Partai oposisi terbesar di Thailand bersiap menggelar pertemuan penting untuk menentukan siapa yang akan mereka dukung sebagai perdana menteri berikutnya, setelah petahana digulingkan melalui putusan pengadilan.
Mahkamah Konstitusi Thailand memberhentikan Paetongtarn Shinawatra pada Jumat lalu setelah menyatakan ia melanggar standar etika dalam sengketa perbatasan dengan Kamboja.
Putusan tersebut membuat Thailand kini hanya dipimpin oleh seorang perdana menteri sementara dan kabinet caretaker, sementara faksi minoritas berlomba-lomba mencari dukungan untuk membentuk pemerintahan baru secepatnya pada Rabu mendatang.
Partai Pheu Thai pimpinan Paetongtarn dan Partai Bhumjaithai yang konservatif — yang meninggalkan koalisi akibat sengketa perbatasan itu — kini sama-sama mengincar 143 kursi penting milik Partai Rakyat.
Namun, Partai Rakyat menegaskan dukungan mereka bergantung pada syarat pembubaran parlemen untuk pemilu baru dalam waktu empat bulan, yang berpotensi memicu gejolak politik lebih lanjut.
Berdasarkan konstitusi Thailand, hanya kandidat perdana menteri yang diajukan dalam pemilu terakhir tahun 2023 yang berhak maju.
Pheu Thai kini hanya memiliki satu kandidat tersisa dalam daftar nominasinya, yakni mantan jaksa negara Chaikasem Nitisiri. Sementara itu, Bhumjaithai mengajukan ketua partainya, Anutin Charnvirakul.

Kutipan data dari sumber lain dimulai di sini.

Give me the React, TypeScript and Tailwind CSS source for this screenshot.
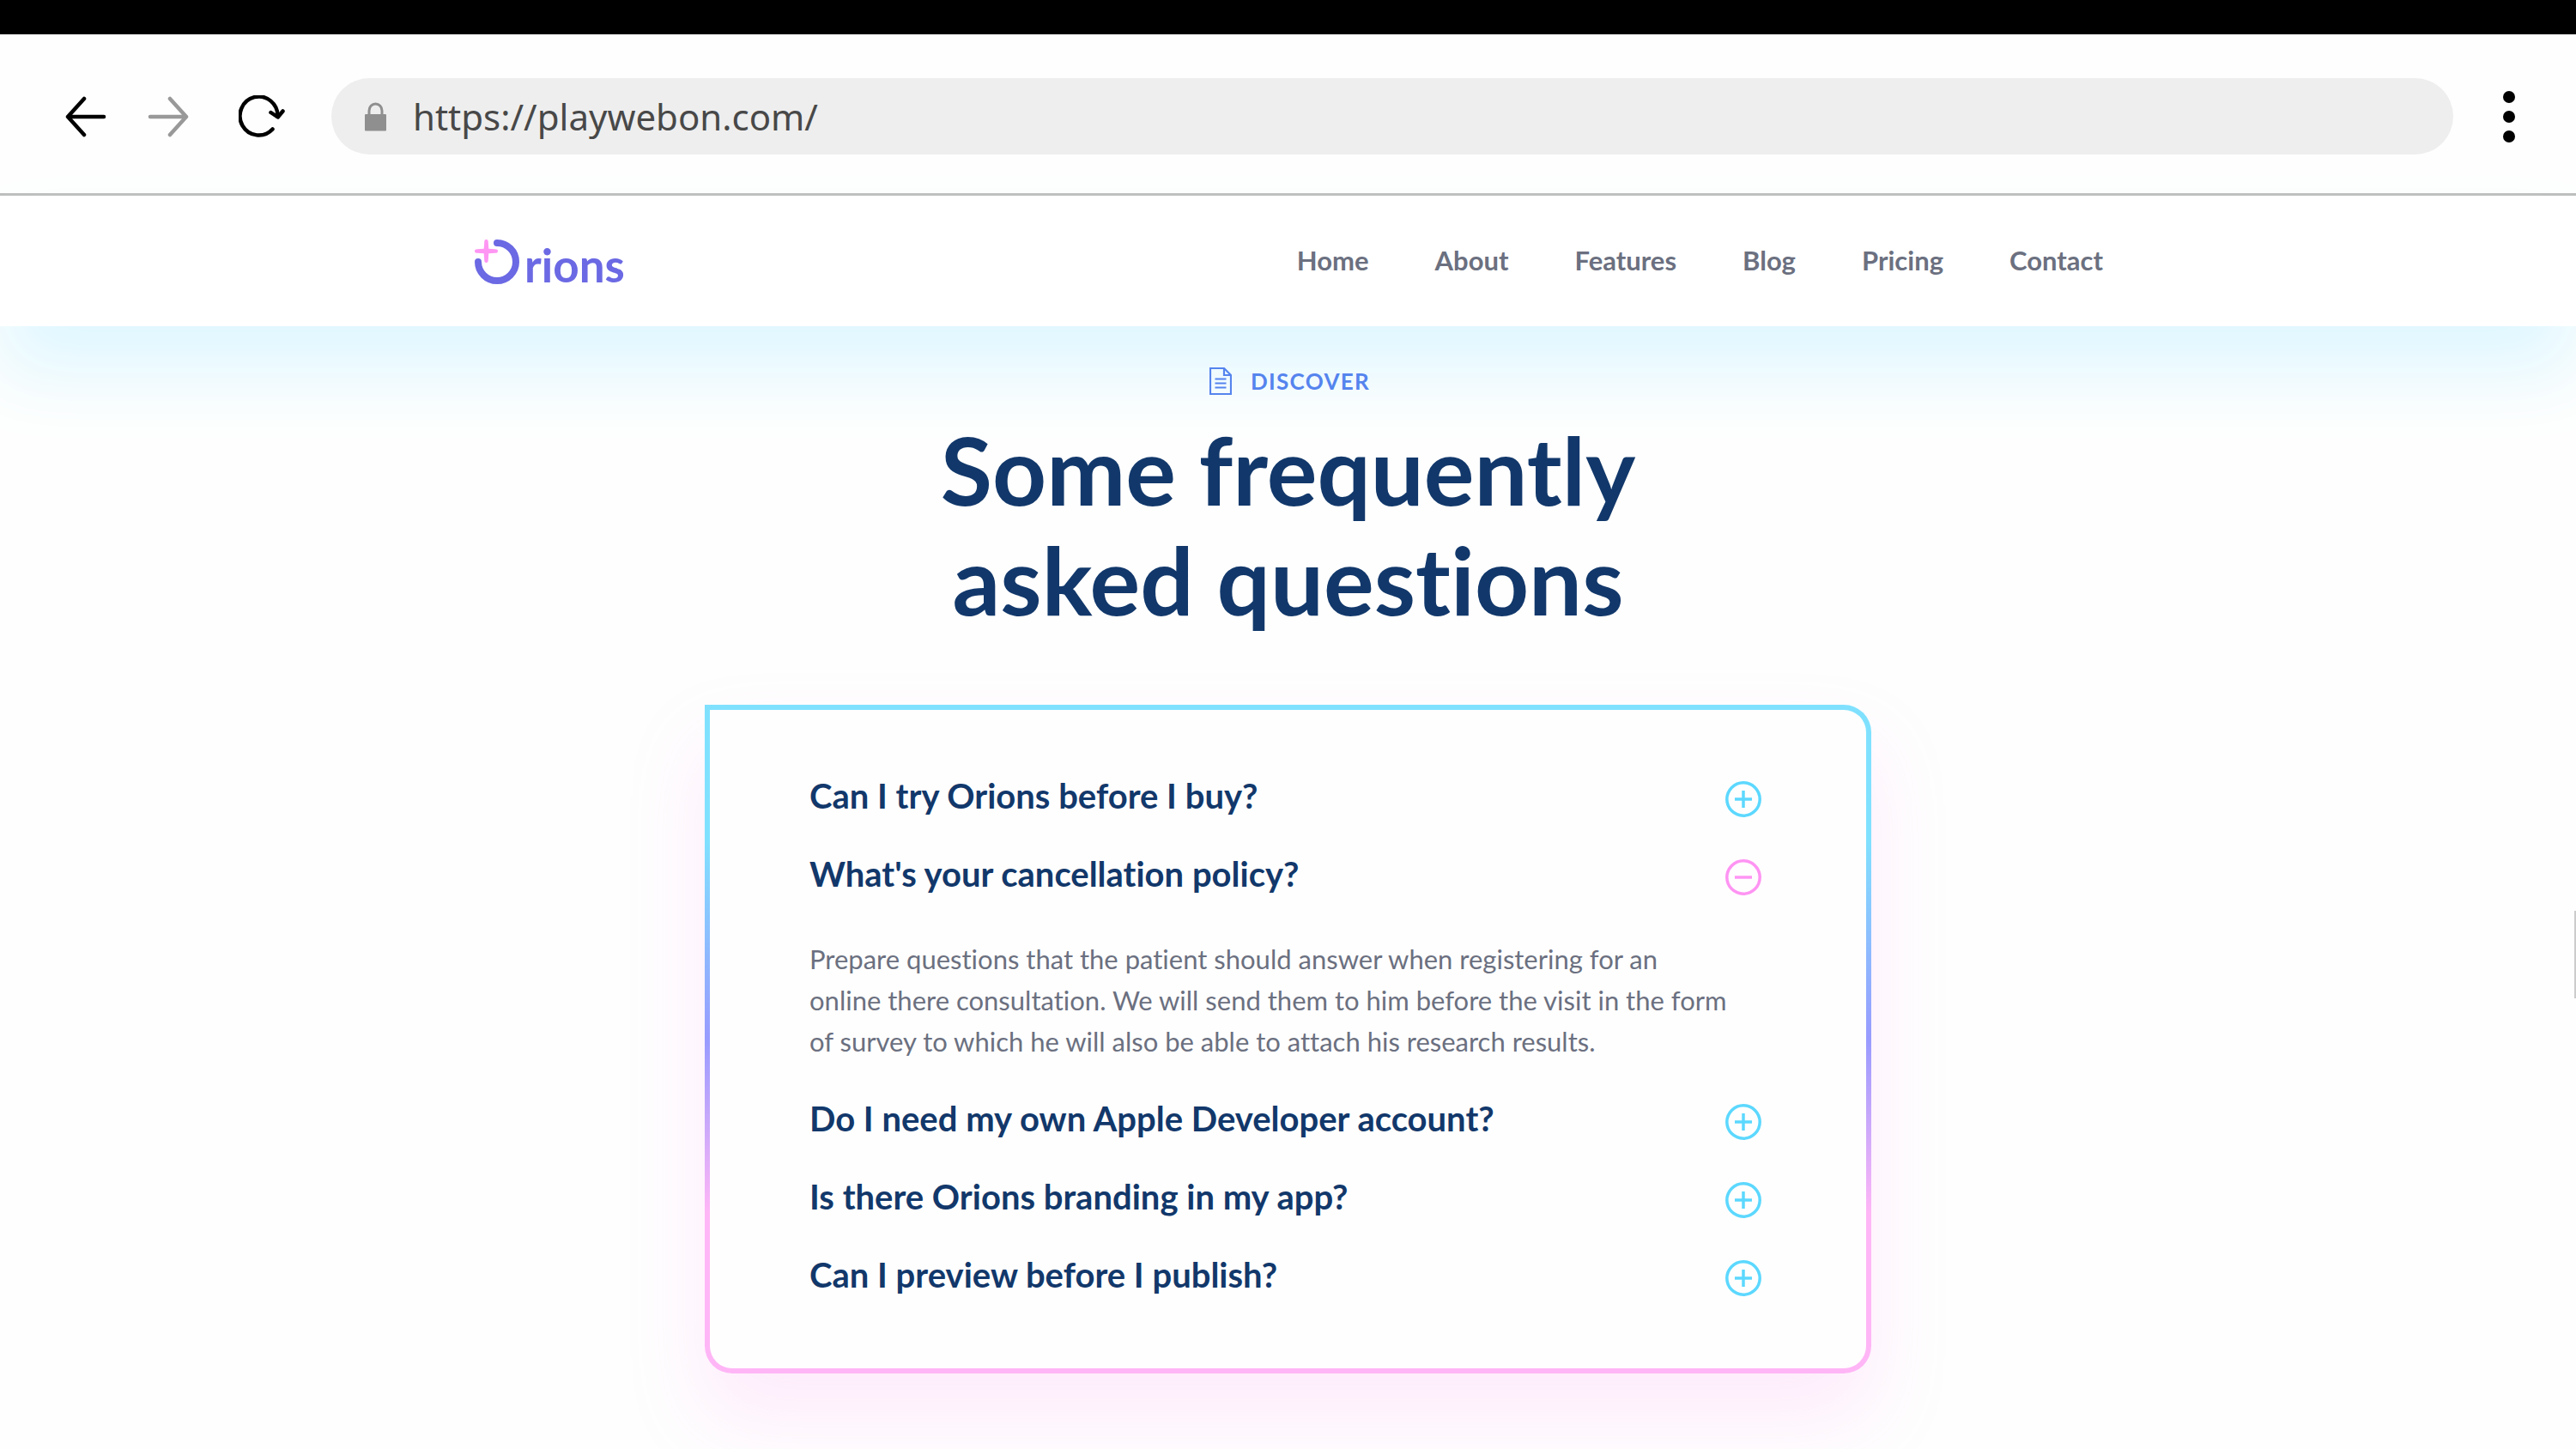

“Kami tidak akan memilih perdana menteri terbaik untuk melayani rakyat,” kata Ketua Partai Rakyat, Natthaphong Ruengpanyawut, menjelang rapat partainya pada Senin siang.
“Kami memilih perdana menteri yang akan membubarkan parlemen,” lanjutnya, sembari menegaskan bahwa anggotanya tidak akan duduk di kabinet baru meski memberikan dukungan.
Natthaphong menambahkan, musyawarah partainya mungkin memakan waktu lebih dari sehari. “Ada beragam pandangan di dalam partai kami,” ujarnya.
Partai Rakyat merupakan penerus Partai Move Forward yang memenangkan kursi terbanyak dalam pemilu 2023 setelah berkampanye mengurangi pengaruh militer serta mereformasi undang-undang lese majeste yang ketat di Thailand.
Upaya untuk melonggarkan hukum penghinaan kerajaan itu membuat Partai Move Forward dibubarkan lewat putusan pengadilan, namun jika pemilu baru digelar, Partai Rakyat bisa kembali mengangkat isu kampanye tersebut.